━━━━━ Records for processing ━━━━━
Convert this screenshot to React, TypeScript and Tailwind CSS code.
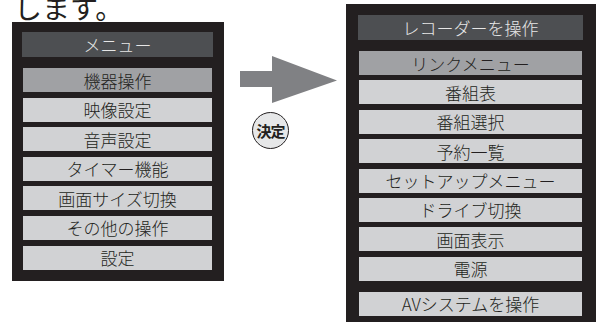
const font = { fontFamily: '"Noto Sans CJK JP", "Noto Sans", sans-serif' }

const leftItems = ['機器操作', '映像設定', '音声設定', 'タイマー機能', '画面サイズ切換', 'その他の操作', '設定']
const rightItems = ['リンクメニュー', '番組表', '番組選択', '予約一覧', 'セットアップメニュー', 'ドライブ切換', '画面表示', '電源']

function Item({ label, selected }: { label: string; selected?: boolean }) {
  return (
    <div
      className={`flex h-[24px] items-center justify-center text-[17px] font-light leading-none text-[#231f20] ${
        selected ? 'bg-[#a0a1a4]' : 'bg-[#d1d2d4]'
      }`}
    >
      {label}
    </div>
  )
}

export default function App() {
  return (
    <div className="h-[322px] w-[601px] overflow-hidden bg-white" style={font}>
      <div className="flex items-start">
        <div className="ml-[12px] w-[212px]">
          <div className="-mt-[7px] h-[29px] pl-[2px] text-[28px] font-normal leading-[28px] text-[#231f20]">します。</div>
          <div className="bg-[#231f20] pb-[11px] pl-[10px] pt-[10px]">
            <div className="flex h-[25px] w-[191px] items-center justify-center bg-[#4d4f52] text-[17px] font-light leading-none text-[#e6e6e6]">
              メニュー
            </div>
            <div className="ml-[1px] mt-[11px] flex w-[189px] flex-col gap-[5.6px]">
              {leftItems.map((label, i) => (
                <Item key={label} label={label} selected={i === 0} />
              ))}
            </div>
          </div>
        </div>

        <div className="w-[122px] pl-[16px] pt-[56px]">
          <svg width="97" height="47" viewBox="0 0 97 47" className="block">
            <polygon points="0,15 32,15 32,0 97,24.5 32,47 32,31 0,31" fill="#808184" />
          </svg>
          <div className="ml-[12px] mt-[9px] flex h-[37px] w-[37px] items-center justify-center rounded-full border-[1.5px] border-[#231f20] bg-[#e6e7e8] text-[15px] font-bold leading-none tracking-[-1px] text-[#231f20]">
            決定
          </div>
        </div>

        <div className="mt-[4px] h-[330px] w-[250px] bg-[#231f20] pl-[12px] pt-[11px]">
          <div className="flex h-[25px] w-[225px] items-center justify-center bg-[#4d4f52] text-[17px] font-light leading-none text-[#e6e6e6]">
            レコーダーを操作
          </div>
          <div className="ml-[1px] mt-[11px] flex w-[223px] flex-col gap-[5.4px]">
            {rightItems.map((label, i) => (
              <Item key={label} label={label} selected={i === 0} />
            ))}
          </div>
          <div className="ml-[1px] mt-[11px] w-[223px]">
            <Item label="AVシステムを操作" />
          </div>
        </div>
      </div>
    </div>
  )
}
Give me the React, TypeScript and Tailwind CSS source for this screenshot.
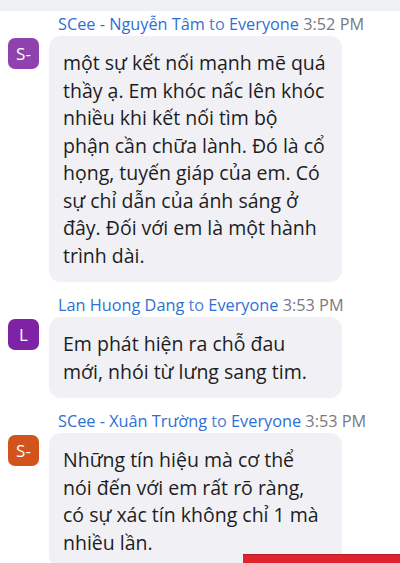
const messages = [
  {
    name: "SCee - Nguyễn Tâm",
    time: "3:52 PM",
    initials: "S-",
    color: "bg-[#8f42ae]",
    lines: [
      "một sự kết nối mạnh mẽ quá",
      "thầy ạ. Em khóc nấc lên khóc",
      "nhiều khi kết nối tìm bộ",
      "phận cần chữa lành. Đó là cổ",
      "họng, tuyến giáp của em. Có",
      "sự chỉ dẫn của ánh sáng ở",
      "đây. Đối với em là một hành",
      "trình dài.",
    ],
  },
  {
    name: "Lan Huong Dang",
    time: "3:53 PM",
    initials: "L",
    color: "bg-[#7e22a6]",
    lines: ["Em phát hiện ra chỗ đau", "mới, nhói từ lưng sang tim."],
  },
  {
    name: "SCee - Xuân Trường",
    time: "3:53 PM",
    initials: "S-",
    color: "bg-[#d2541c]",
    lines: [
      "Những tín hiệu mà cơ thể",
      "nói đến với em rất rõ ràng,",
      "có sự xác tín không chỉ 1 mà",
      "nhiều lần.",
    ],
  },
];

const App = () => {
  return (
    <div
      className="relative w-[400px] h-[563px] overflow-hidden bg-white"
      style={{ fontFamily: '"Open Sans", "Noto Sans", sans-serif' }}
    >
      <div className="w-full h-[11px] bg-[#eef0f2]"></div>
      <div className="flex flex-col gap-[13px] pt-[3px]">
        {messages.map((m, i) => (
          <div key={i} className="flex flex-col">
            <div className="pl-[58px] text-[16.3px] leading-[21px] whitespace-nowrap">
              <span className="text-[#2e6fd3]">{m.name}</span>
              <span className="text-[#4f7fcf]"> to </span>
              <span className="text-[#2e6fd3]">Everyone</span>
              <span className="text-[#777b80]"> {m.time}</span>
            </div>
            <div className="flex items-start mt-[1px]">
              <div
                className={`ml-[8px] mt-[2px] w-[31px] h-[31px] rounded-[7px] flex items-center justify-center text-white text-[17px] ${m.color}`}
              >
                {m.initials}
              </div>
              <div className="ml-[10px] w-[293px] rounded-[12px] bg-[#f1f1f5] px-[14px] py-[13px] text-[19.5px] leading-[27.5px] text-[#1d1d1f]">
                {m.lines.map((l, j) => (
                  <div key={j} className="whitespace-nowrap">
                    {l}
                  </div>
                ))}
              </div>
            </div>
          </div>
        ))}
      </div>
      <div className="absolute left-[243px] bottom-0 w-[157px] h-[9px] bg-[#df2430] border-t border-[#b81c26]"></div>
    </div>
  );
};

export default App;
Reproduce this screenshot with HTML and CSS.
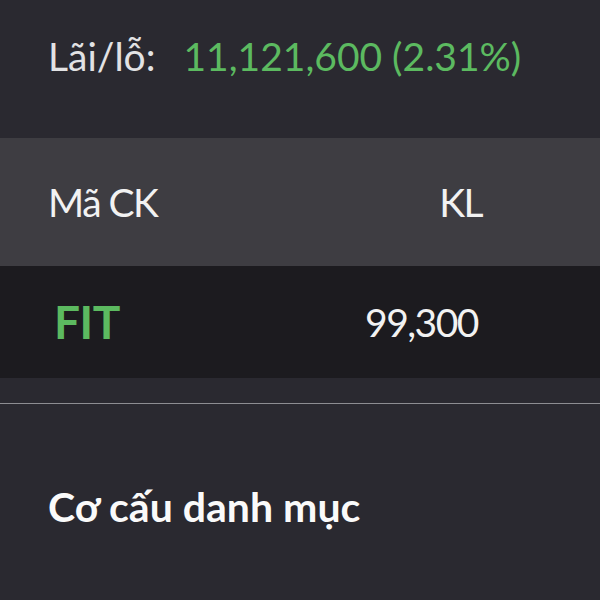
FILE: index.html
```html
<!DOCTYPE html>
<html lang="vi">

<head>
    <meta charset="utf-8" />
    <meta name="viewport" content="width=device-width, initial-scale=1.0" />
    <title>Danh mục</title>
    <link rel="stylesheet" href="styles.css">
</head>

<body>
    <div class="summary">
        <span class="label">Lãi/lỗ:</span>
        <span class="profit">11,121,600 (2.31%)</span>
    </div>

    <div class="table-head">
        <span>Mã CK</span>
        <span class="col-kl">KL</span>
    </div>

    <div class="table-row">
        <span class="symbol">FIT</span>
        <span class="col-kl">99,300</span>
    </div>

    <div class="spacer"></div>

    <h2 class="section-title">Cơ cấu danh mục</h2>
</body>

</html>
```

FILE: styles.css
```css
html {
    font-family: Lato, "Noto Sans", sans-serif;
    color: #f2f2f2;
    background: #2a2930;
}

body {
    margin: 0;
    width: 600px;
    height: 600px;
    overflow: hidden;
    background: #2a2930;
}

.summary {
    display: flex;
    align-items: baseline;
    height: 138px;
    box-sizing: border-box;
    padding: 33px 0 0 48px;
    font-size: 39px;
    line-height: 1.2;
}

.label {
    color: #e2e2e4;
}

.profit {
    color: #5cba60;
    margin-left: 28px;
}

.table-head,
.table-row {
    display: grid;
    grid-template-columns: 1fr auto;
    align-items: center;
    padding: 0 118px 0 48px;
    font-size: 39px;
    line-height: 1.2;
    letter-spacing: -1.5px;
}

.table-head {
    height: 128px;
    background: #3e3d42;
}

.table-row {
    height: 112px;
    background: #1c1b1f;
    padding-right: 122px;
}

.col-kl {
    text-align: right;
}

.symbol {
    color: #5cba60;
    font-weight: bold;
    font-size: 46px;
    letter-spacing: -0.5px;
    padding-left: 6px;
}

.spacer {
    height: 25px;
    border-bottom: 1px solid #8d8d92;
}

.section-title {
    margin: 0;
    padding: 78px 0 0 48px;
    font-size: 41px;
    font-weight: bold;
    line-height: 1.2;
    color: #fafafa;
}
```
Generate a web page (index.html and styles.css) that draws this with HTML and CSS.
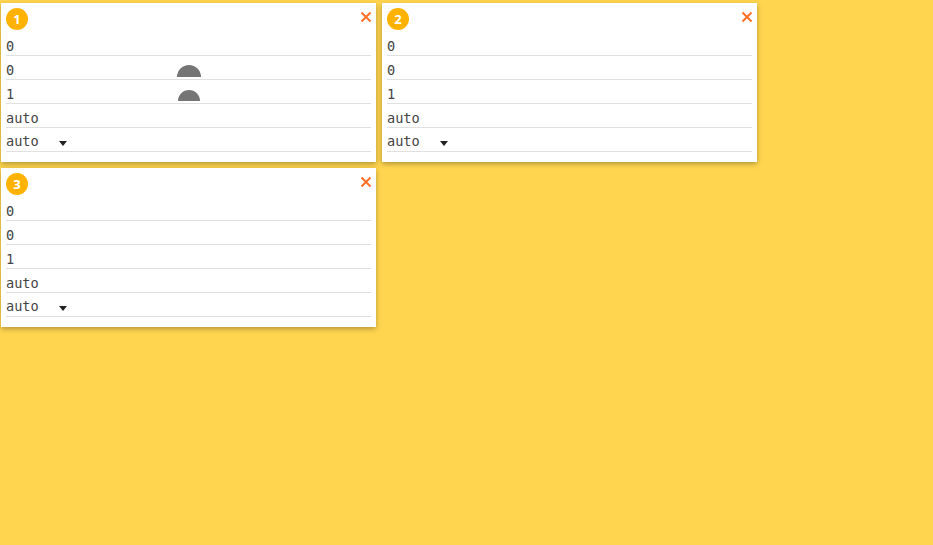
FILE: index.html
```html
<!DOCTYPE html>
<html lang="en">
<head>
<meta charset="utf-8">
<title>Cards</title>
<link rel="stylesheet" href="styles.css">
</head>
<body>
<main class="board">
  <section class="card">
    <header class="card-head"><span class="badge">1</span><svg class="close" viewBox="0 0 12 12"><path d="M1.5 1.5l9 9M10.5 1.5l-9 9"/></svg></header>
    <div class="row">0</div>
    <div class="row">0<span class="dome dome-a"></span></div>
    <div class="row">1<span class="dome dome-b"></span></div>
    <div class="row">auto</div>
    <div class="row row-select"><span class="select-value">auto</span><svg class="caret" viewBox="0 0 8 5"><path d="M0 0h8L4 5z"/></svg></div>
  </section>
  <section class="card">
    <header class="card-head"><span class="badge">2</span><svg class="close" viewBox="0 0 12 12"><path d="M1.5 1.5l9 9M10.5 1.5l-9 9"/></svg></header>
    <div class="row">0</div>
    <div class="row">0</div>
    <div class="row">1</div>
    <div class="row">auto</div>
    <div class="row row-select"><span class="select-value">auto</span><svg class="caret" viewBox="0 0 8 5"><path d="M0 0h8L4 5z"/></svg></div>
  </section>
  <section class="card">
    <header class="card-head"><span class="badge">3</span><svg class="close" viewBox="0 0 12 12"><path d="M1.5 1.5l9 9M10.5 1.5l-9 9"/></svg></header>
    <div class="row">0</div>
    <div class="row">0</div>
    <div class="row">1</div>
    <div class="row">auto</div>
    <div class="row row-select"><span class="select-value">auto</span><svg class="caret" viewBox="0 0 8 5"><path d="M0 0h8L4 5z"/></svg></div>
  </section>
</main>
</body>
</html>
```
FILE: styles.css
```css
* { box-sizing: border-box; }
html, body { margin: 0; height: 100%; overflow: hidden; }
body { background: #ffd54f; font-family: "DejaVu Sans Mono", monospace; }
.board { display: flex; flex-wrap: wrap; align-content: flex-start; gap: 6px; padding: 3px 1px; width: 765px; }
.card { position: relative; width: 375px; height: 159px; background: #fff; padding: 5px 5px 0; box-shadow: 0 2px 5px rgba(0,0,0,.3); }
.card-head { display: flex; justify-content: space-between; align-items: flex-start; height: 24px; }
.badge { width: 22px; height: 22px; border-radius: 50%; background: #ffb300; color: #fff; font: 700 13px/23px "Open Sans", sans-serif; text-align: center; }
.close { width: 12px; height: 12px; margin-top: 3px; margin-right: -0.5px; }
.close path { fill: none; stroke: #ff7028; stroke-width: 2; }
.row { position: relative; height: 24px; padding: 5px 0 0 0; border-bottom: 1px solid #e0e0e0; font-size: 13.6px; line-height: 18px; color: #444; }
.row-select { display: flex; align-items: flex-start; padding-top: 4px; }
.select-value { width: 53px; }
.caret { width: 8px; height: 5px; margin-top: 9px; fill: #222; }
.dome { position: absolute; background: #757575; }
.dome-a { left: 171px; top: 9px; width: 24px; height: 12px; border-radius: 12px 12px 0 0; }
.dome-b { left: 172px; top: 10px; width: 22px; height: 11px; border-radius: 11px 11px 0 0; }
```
━━━━━
Objective – Using the data above, copy each line that contains "screenshot".

Answer for the task –
Convert this screenshot to React, TypeScript and Tailwind CSS code.
Give me the React, TypeScript and Tailwind CSS source for this screenshot.
Reproduce this screenshot with HTML and CSS.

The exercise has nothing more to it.